# K & N



## MACHINE HEAD (Dec 11, 2005)

Is the K & N Air Filter for $40.00 that much of an improvement over the stock filter? How much more horses do you get with a K & N if any at all?


----------



## MACHINE HEAD (Dec 11, 2005)

*another question*

Does the K & N Air Filter help your gas mileage as well?


----------



## Pennsylvania Goat (Jul 22, 2005)

HP and GM gains are minimal. No SOTP noticable power gains either. The car will technically breathe somewhat better however. The best thing about the K&N is that it's reusable.

A CAI will give you more gains for the buck. LPE is a GREAT CAI (I'm heavily biased as you can tell.)


----------



## jontyrees (Dec 21, 2004)

I just dropped one in last week. Can't say I've noticed anything dramatic, but I didn't really expect to. The only semi-objective measure I have is my gas mileage, and I'm not enough tanks of gas into it to tell yet. I think the engine computer needs to get used to the change for a while to make best use of it also, although I'm sure someone will pipe in on that topic.

One thing I did notice for sure was how tricky the Aussies made it to get into the airbox. Three long screws, one of them tucked under the lip of something, instead of the ususal little clip to release the top of the box to get at the filter. I was doing it in the dark, which may have contributed to all the fumbling around.


----------



## jortegasr (Nov 4, 2005)

I don't know if you will realy notic a difference but it is useable. I put mine in at about 500 miles so I never noticed anything.


----------



## rcsfastmonte (Jan 9, 2006)

*Custom Air Kit With K7n Filter*

hey guys i own a 2005 i am working on a custom cold air kit for your GTO,this kit would have every thing needed to hook up the filter to your GTO.thus doing away with the factory restrictive box..this can all be put on and changed in less then ten minutes..every thing in the kit will simply bolt into place where the factory box was,i have mine on the car and have been road testing it for the past week.my car is all stock thus far and i can tell a notiacible sound in the car with the kit on the increase airflow to the motor gives it a unique sound with better throttle response....if any one is interested send me an email and i can send a price and pictures of the kit i have on my [email protected] i can sell this kit for alot less then you can buy one elsewheres..thanks RC


----------



## SilverGoat (Oct 30, 2004)

Put one in this fall, seems like the fuel mileage went down 1-2 mpg.

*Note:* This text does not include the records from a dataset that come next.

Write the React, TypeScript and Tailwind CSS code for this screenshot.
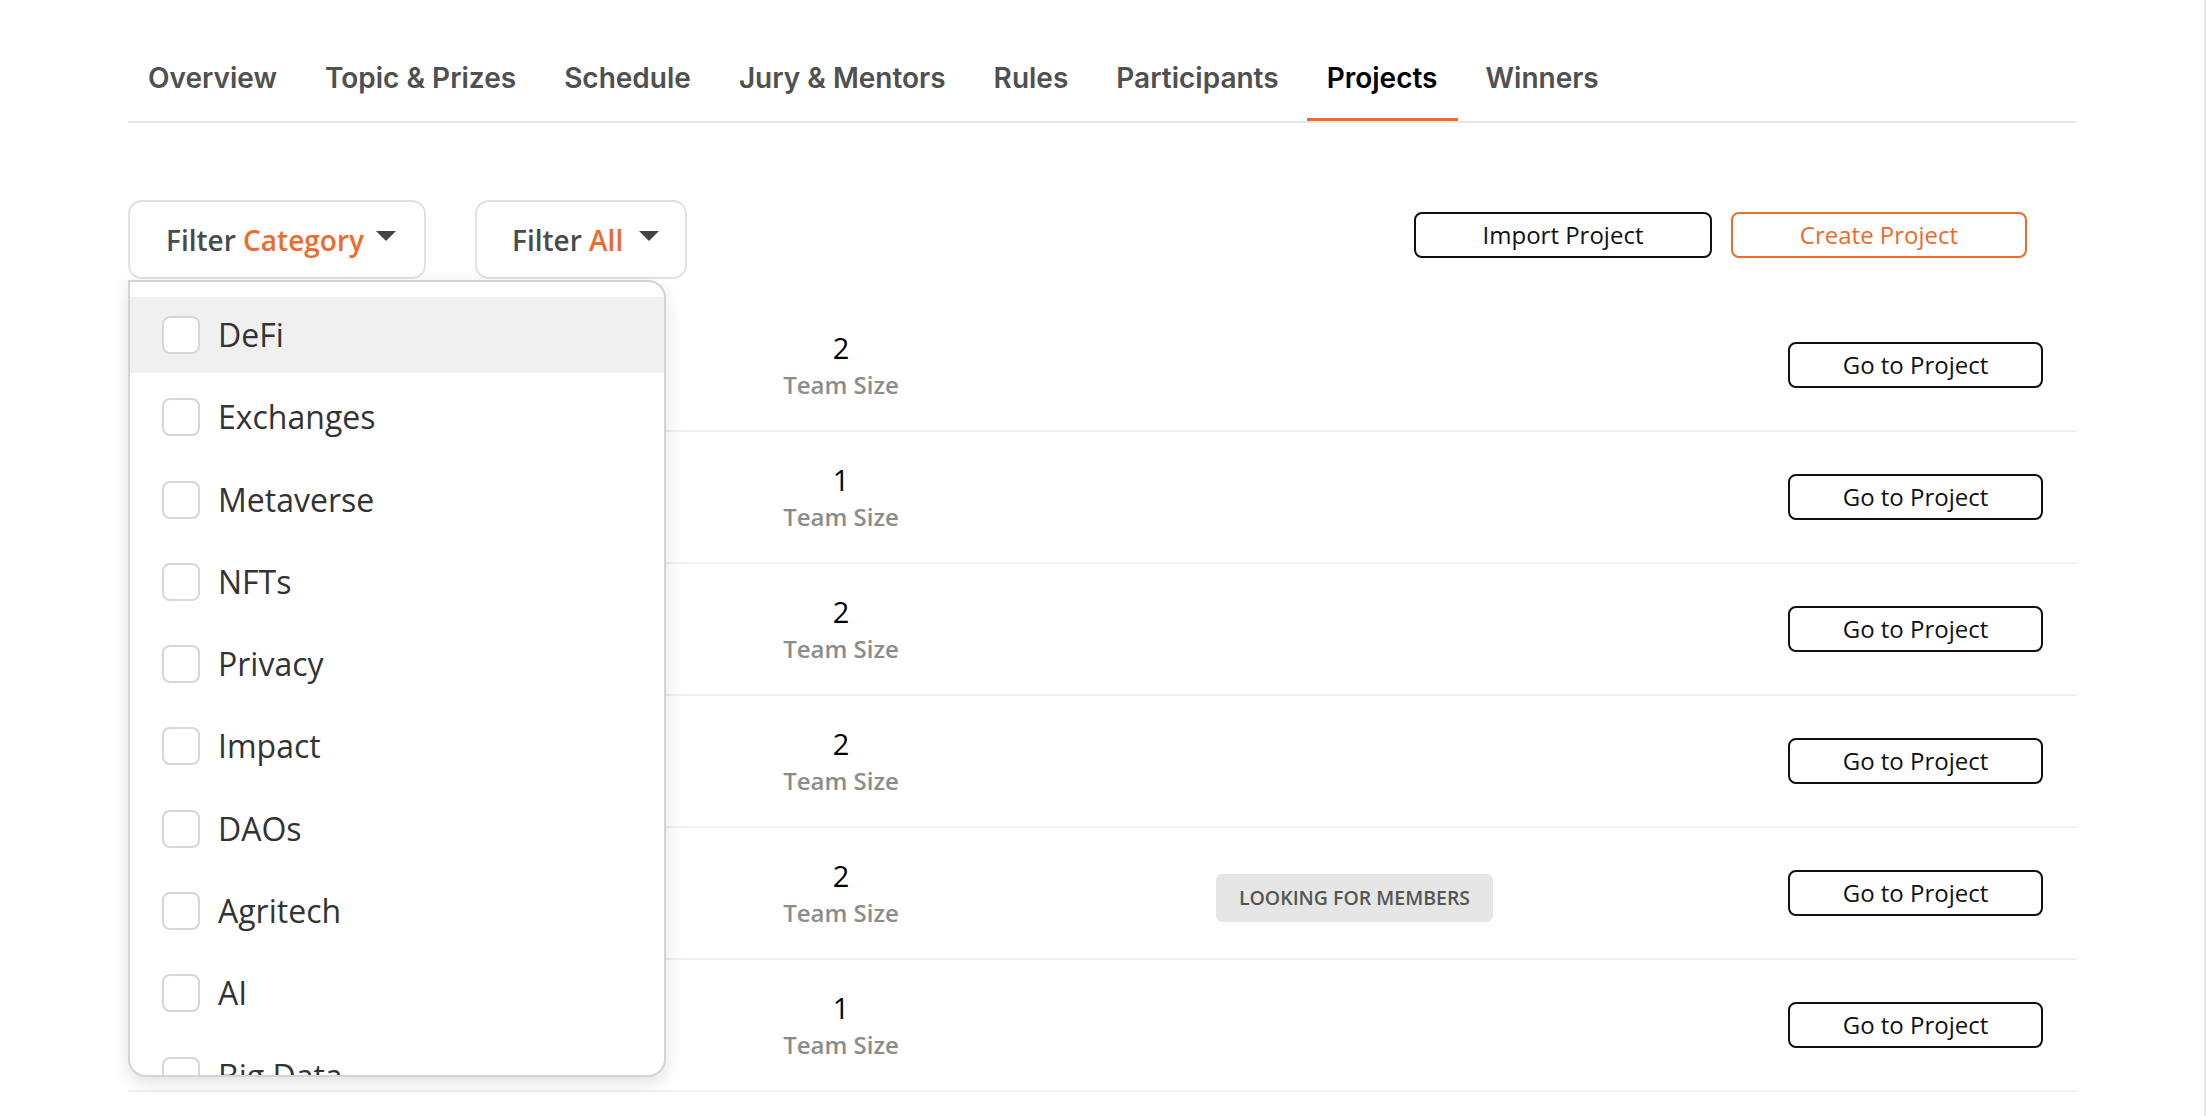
const tabs = ['Overview', 'Topic & Prizes', 'Schedule', 'Jury & Mentors', 'Rules', 'Participants', 'Projects', 'Winners']

const categories = ['DeFi', 'Exchanges', 'Metaverse', 'NFTs', 'Privacy', 'Impact', 'DAOs', 'Agritech', 'AI', 'Big Data', 'Gaming', 'Infrastructure']

const projects = [
  { id: 1, size: 2, looking: false },
  { id: 2, size: 1, looking: false },
  { id: 3, size: 2, looking: false },
  { id: 4, size: 2, looking: false },
  { id: 5, size: 2, looking: true },
  { id: 6, size: 1, looking: false },
]

const Caret = () => (
  <span className="mt-[11px] w-0 h-0 border-l-[10px] border-r-[10px] border-t-[10px] border-l-transparent border-r-transparent border-t-[#444]" />
)

const CategoryMenu = () => (
  <div className="absolute top-[80px] left-0 z-10 w-[538px] h-[797px] bg-white border-2 border-[#d4d4d4] rounded-[18px] rounded-tl-none overflow-hidden shadow-[0_6px_18px_rgba(0,0,0,0.12)]">
    <div className="pt-[15px] flex flex-col gap-[6.3px]">
      {categories.map((cat, i) => (
        <label
          key={cat}
          className={`flex items-center h-[76px] shrink-0 pl-[32px] gap-[18px] ${i === 0 ? 'bg-[#f0f0f0]' : ''}`}
        >
          <span className="w-[38px] h-[38px] shrink-0 rounded-[8px] border-2 border-[#d6d6d6] bg-white" />
          <span className="text-[32px] leading-[44px] text-[#333]">{cat}</span>
        </label>
      ))}
    </div>
  </div>
)

export default function App() {
  return (
    <div className="min-h-screen bg-white border-r-2 border-[#e8e8e8] font-['Open_Sans',sans-serif]">
      <div className="ml-[128px] w-[1948px]">
        {/* Tabs */}
        <nav className="flex gap-2 border-b-2 border-[#e6e6e6]">
          {tabs.map((tab) => (
            <button
              key={tab}
              className={`px-5 pt-[61px] pb-[23px] border-b-[3px] font-['Inter',sans-serif] font-semibold text-[28px] leading-[34px] ${
                tab === 'Projects' ? 'border-[#ec6b2d] text-black' : 'border-transparent text-[#505050]'
              }`}
            >
              {tab}
            </button>
          ))}
        </nav>

        {/* Toolbar */}
        <div className="mt-[77px] flex items-start">
          <div className="relative">
            <div className="w-[298px] h-[79px] border-2 border-[#e2e2e2] rounded-[14px] pl-[36px] pt-[18px] flex items-start gap-[12px]">
              <span className="text-[28px] leading-[40px] font-semibold text-[#4a4a4a]">
                Filter <span className="text-[#ec6b2d]">Category</span>
              </span>
              <Caret />
            </div>
            <CategoryMenu />
          </div>

          <div className="ml-[49px] w-[212px] h-[79px] border-2 border-[#e2e2e2] rounded-[14px] pl-[35px] pt-[18px] flex items-start gap-[16px]">
            <span className="text-[28px] leading-[40px] font-semibold text-[#4a4a4a]">
              Filter <span className="text-[#ec6b2d]">All</span>
            </span>
            <Caret />
          </div>

          <div className="ml-auto mr-[49px] mt-[12px] flex gap-[19px]">
            <button className="w-[298px] h-[46px] border-2 border-[#111] rounded-[8px] text-[24px] text-[#111]">
              Import Project
            </button>
            <button className="w-[296px] h-[46px] border-2 border-[#ec6b2d] rounded-[8px] text-[24px] text-[#ec6b2d]">
              Create Project
            </button>
          </div>
        </div>

        {/* Project rows */}
        <div className="mt-[21px]">
          {projects.map((p) => (
            <div key={p.id} className="flex items-center h-[132px] border-b-2 border-[#f0f0f0]">
              <div className="w-[633px]" />
              <div className="w-[160px] flex flex-col items-center">
                <span className="text-[29px] leading-[39px] text-black">{p.size}</span>
                <span className="text-[24px] leading-[35px] font-semibold text-[#8c8c8c]">Team Size</span>
              </div>
              <div className="w-[295px]" />
              <div className="flex-1 pt-[10px]">
                {p.looking && (
                  <span className="inline-flex items-center justify-center w-[277px] h-[48px] rounded-[6px] bg-[#e6e6e6] text-[19.5px] font-semibold text-[#555] uppercase">
                    Looking for members
                  </span>
                )}
              </div>
              <button className="w-[255px] h-[46px] mr-[33px] border-2 border-[#111] rounded-[8px] text-[24px] text-[#111]">
                Go to Project
              </button>
            </div>
          ))}
        </div>
      </div>
    </div>
  )
}
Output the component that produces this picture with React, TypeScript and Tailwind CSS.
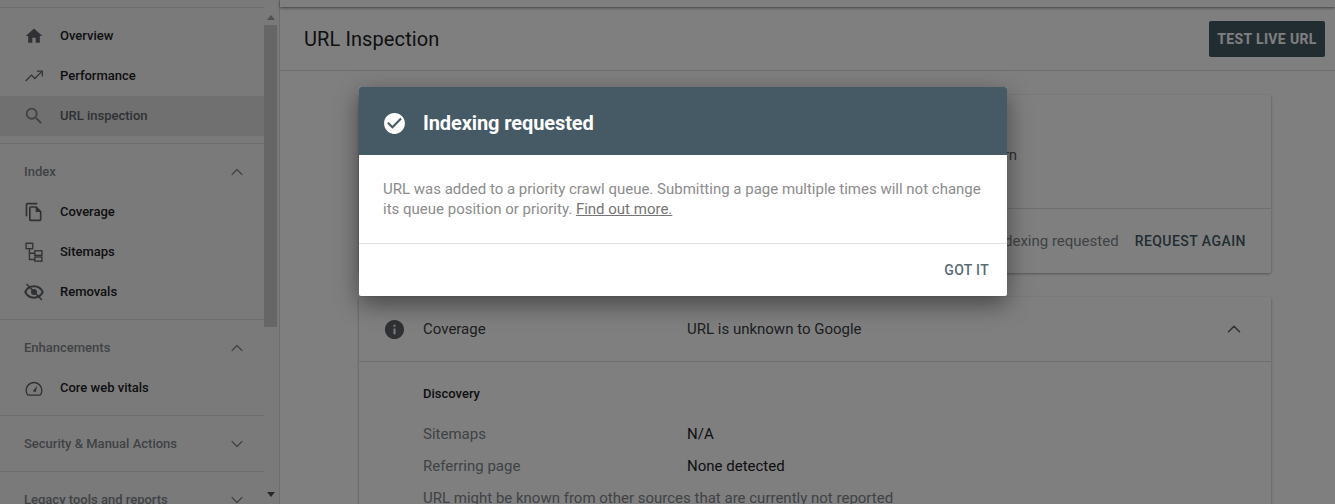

Advantage is reuseability more than anything else.


----------



## MeanGoat (Jan 4, 2006)

Everyone call me stupid please, but what the hell does CAI mean?


----------



## putergod (Jan 12, 2006)

MeanGoat said:


> Everyone call me stupid please, but what the hell does CAI mean?


Cold Air Intake


----------



## Pennsylvania Goat (Jul 22, 2005)

This is a CAI


----------



## MeanGoat (Jan 4, 2006)

So by "cold air" do you mean you've got an intercooler or just a revised air intake with a heat shield like a K&N Procharger?


----------



## Pennsylvania Goat (Jul 22, 2005)

MeanGoat said:


> So by "cold air" do you mean you've got an intercooler or just a revised air intake with a heat shield like a K&N Procharger?


No intercooler. Here......... http://www.lingenfelter.com/store/ln4229.html


----------



## fergyflyer (Apr 18, 2005)

I think K&N's claim for just the air filter is 2 things. First you save money and the enviroment because you use the same filter over and over again. The second claim is improved air flow. The increases versus a paper filter when the K&N is clean versus a new paper filter are marginal. After 15,000 miles though, the K&N claims are that the filtercharger will flow within about 90% of freshly cleaned and the paper is at about 65% of new. At 30,000 the K&N is still at 70% of clean and the paper is at 25%. 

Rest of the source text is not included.